◆ **Objective**
Return each line of the listing below, unchanged, and omit the images.
*** Information supplied
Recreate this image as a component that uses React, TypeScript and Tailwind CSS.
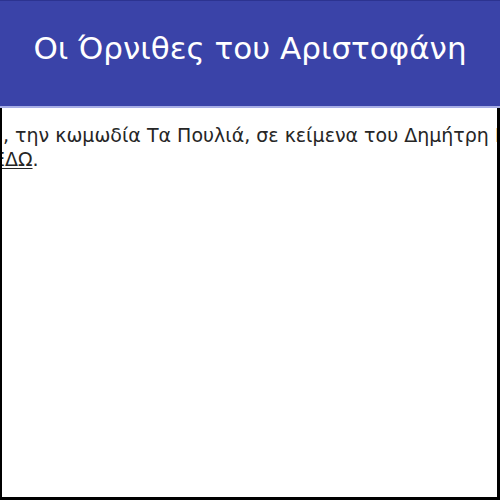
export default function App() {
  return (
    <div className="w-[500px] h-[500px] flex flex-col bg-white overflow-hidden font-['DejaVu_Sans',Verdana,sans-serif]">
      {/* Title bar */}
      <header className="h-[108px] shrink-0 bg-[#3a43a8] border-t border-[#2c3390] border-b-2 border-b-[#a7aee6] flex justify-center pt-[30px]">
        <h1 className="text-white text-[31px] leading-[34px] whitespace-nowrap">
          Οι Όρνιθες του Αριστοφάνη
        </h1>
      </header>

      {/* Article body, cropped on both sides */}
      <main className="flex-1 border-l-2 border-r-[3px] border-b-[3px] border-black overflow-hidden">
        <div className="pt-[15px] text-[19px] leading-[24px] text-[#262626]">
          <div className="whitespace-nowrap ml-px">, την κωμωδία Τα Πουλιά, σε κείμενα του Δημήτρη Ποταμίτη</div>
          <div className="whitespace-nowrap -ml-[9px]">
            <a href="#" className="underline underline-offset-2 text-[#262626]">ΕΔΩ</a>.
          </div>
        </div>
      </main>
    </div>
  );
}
******
◆ **Exercise solution**
Recreate this image as a component that uses React, TypeScript and Tailwind CSS.
export default function App() {
  return (
    <div className="w-[500px] h-[500px] flex flex-col bg-white overflow-hidden font-['DejaVu_Sans',Verdana,sans-serif]">
      {/* Title bar */}
      <header className="h-[108px] shrink-0 bg-[#3a43a8] border-t border-[#2c3390] border-b-2 border-b-[#a7aee6] flex justify-center pt-[30px]">
        <h1 className="text-white text-[31px] leading-[34px] whitespace-nowrap">
          Οι Όρνιθες του Αριστοφάνη
        </h1>
      </header>

      {/* Article body, cropped on both sides */}
      <main className="flex-1 border-l-2 border-r-[3px] border-b-[3px] border-black overflow-hidden">
        <div className="pt-[15px] text-[19px] leading-[24px] text-[#262626]">
          <div className="whitespace-nowrap ml-px">, την κωμωδία Τα Πουλιά, σε κείμενα του Δημήτρη Ποταμίτη</div>
          <div className="whitespace-nowrap -ml-[9px]">
            <a href="#" className="underline underline-offset-2 text-[#262626]">ΕΔΩ</a>.
          </div>
        </div>
      </main>
    </div>
  );
}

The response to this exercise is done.